C’est une personnalité connue pour sa visibilité et son engagement. Léon Salin a été Pitcrew dans Drag Race France et a fait la couverture du magazine Têtu. Infatigable pédagogue, il propose aujourd’hui le récit en huit chapitres de sa transition de genre, de l’enfance à nos jours. Sans cacher la montagne d’obstacles, il parvient à émouvoir et à informer, oscillant entre confidences et incitation au combat. Une lecture plus nécessaire que jamais.
Votre livre sort alors que les personnes trans sont violemment attaquées, notamment aux Etats-Unis. Le récit des personnes elles-mêmes peut-il faire évoluer ceux qui ont des préjugés transphobes, notamment les gays ?
Oui, je le crois profondément. Quand une personne trans partage son histoire avec ses mots, son vécu, ses émotions, ça peut vraiment toucher. Même ceux qui ont des préjugés – y compris dans la communauté gay – peuvent être bousculés. Parce que c’est plus difficile de rester enfermé dans ses idées quand on entend quelqu’un raconter sa vie avec sincérité, avec humanité. Le récit personnel a un vrai pouvoir de transformation.
Vous évoquez des périodes de douleur et des moments de bonheur. Vivez-vous une « paix personnelle » comme mentionné dans un chapitre ?
Oui, aujourd’hui je peux dire que je vis une forme de paix. Après cinq ans de transition, je suis en accord avec moi-même. Je regarde mon corps avec bienveillance, je me sens aligné, apaisé. Ce n’est pas un parcours facile, mais je suis à un stade de plénitude que je n’aurais jamais imaginé au départ. C’est une sensation douce, profonde, qui me donne de la force au quotidien.
Avez-vous croisé le chemin de beaucoup d’alliés surprises, comme le premier psy ?
Honnêtement, j’ai croisé plus de mauvaises surprises que de belles. Mais ce psychiatre-là m’a vraiment marqué. Il m’a accueilli sans jugement, avec humanité. Je m’attendais à devoir me battre, et au contraire, il a été un soutien inattendu. Ces alliés qu’on ne voit pas venir, ils laissent une empreinte. Ils réparent un peu ce que d’autres ont blessé.

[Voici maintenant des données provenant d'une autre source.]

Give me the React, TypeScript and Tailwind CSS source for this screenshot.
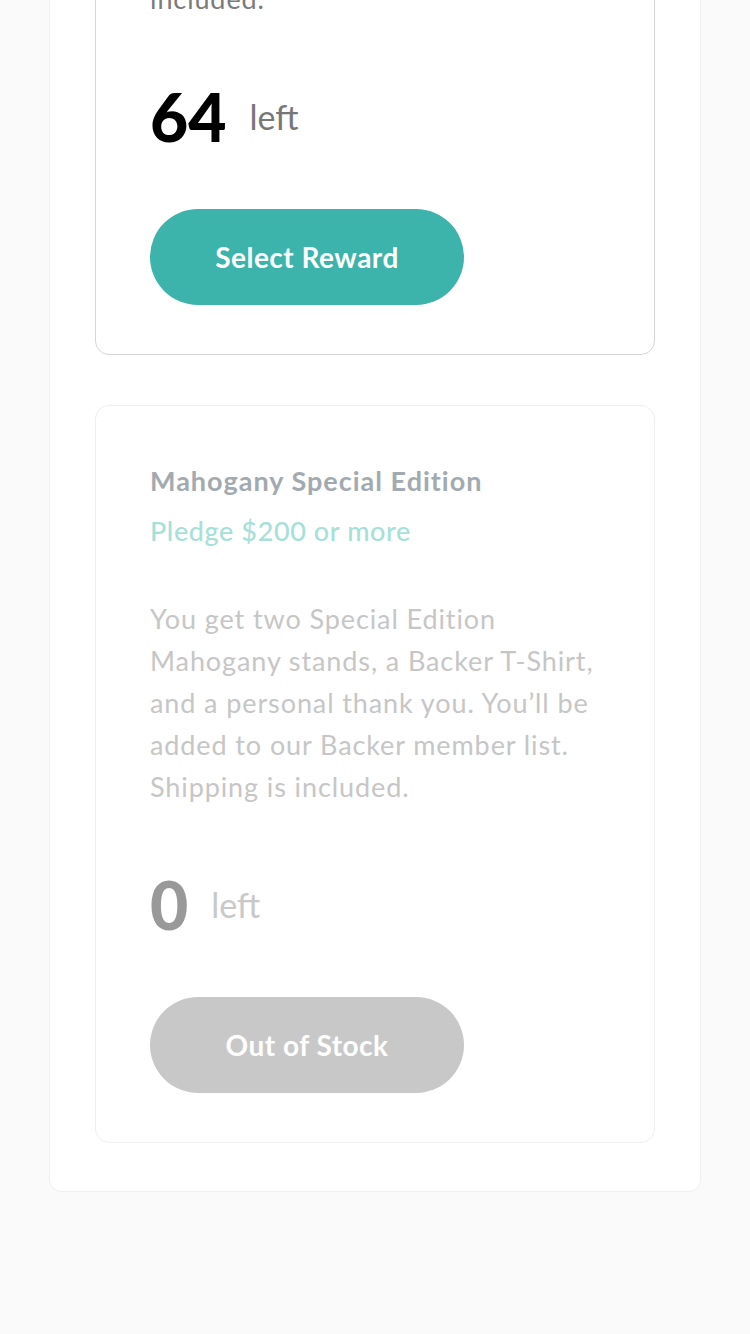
type Reward = {
  title: string
  pledge: string
  lines: string[]
  left: number
}

const rewards: Reward[] = [
  {
    title: 'Black Edition Stand',
    pledge: 'Pledge $75 or more',
    lines: [
      'You get a Black Special Edition',
      'computer stand and a personal',
      'thank you. You’ll be added to our',
      'Backer member list. Shipping is',
      'included.',
    ],
    left: 64,
  },
  {
    title: 'Mahogany Special Edition',
    pledge: 'Pledge $200 or more',
    lines: [
      'You get two Special Edition',
      'Mahogany stands, a Backer T-Shirt,',
      'and a personal thank you. You’ll be',
      'added to our Backer member list.',
      'Shipping is included.',
    ],
    left: 0,
  },
]

function RewardCard({ reward }: { reward: Reward }) {
  const out = reward.left === 0
  return (
    <div
      className={
        'rounded-[14px] border bg-white pt-[55px] px-[54px] pb-[49px] ' +
        (out ? 'border-[#efefef]' : 'border-[#d6d6d6]')
      }
    >
      <h3
        className={
          'text-[27px] leading-[40px] font-bold tracking-[1px] ' +
          (out ? 'text-[#a2aab0]' : 'text-black')
        }
      >
        {reward.title}
      </h3>
      <p
        className={
          'mt-[10px] text-[27px] leading-[40px] font-medium tracking-[0.6px] ' +
          (out ? 'text-[#a6e0d9]' : 'text-[#3cb4ac]')
        }
      >
        {reward.pledge}
      </p>
      <p
        className={
          'mt-[47px] text-[27px] leading-[42px] tracking-[0.9px] ' +
          (out ? 'text-[#c6c6c6]' : 'text-[#7a7a7a]')
        }
      >
        {reward.lines.map((line) => (
          <span key={line} className="block whitespace-nowrap">
            {line}
          </span>
        ))}
      </p>
      <div className="mt-[61px] flex h-[72px] items-center gap-[23px]">
        <span
          className={
            'text-[66px] leading-none font-black ' +
            (out ? 'text-[#999999]' : 'text-black')
          }
        >
          {reward.left}
        </span>
        <span
          className={
            'text-[34px] leading-none ' + (out ? 'text-[#c9c9c9]' : 'text-[#777777]')
          }
        >
          left
        </span>
      </div>
      <button
        className={
          'mt-[56px] flex h-[96px] w-[314px] items-center justify-center rounded-full text-[28px] font-bold tracking-[0.5px] text-white ' +
          (out ? 'bg-[#c8c8c8]' : 'bg-[#3cb3ab]')
        }
        disabled={out}
      >
        {out ? 'Out of Stock' : 'Select Reward'}
      </button>
    </div>
  )
}

export default function App() {
  return (
    <div
      className="min-h-screen bg-[#fafafa] overflow-hidden"
      style={{ fontFamily: 'Lato, "Open Sans", sans-serif' }}
    >
      <div className="mx-[49px] -mt-[432px] rounded-[12px] border border-[#efefef] bg-white px-[45px] pt-[48px] pb-[48px]">
        <div className="flex flex-col gap-[50px]">
          {rewards.map((r) => (
            <RewardCard key={r.title} reward={r} />
          ))}
        </div>
      </div>
    </div>
  )
}
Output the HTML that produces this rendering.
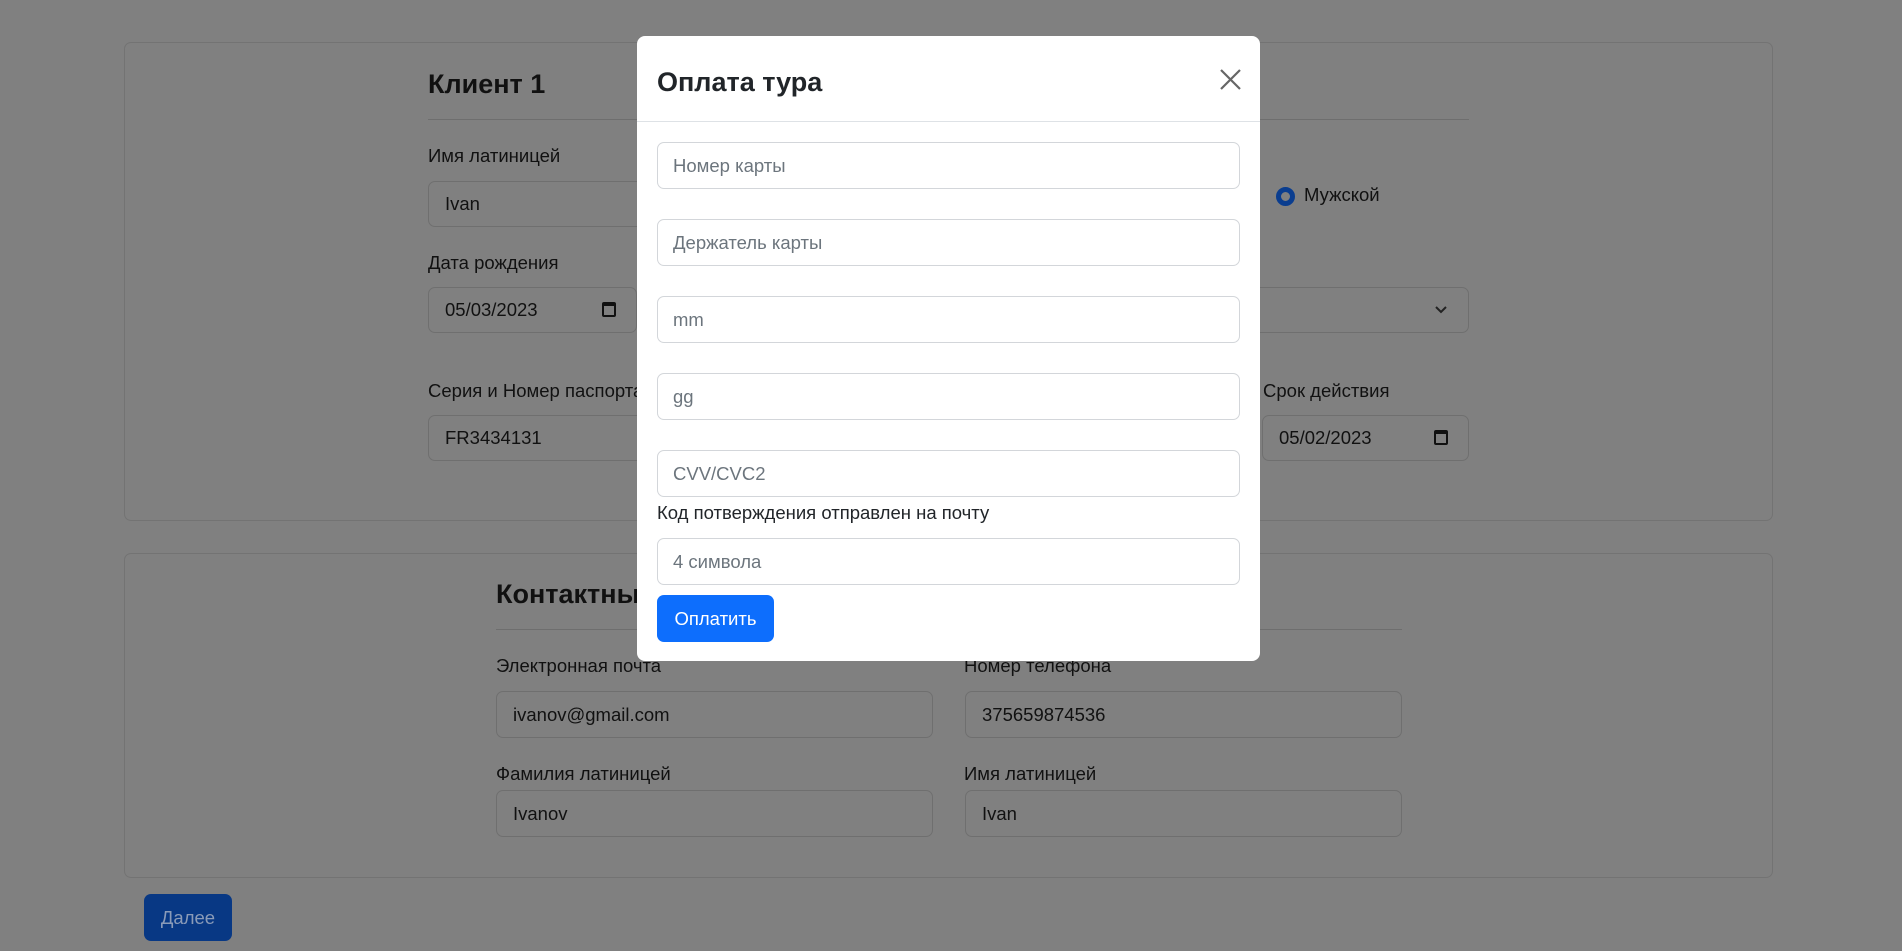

Votre parcours se déroule en Suisse, est-ce un pays plus transfriendly qu’en France ?
Non, je n’ai pas ce sentiment. En réalité, il y a moins de monde, donc forcément moins de communautés, moins de lieux ressources, moins de visibilité aussi. Parfois, ça donne un sentiment d’isolement. Il y a moins de structures pour nous accompagner, pour créer du lien, pour militer ensemble.
Ecrire son histoire demande un engagement sur la durée. Avez-vous ressenti l’euphorie de l’écrivain ?
Oui. Écrire a été une expérience intense. J’ai vraiment pris plaisir à le faire, j’ai senti que quelque chose se déposait en moi. C’était fort, parfois émouvant, mais aussi structurant. J’ai redonné du sens à certains moments flous, j’ai revisité des souvenirs en les regardant autrement. Ça m’a fait du bien. Je ne dirais pas que c’était une thérapie, mais ça m’a rapproché de moi-même.
D’un monde à l’autre, une histoire de transition de genre de Léon Salin, Editions Leduc. 19,90€.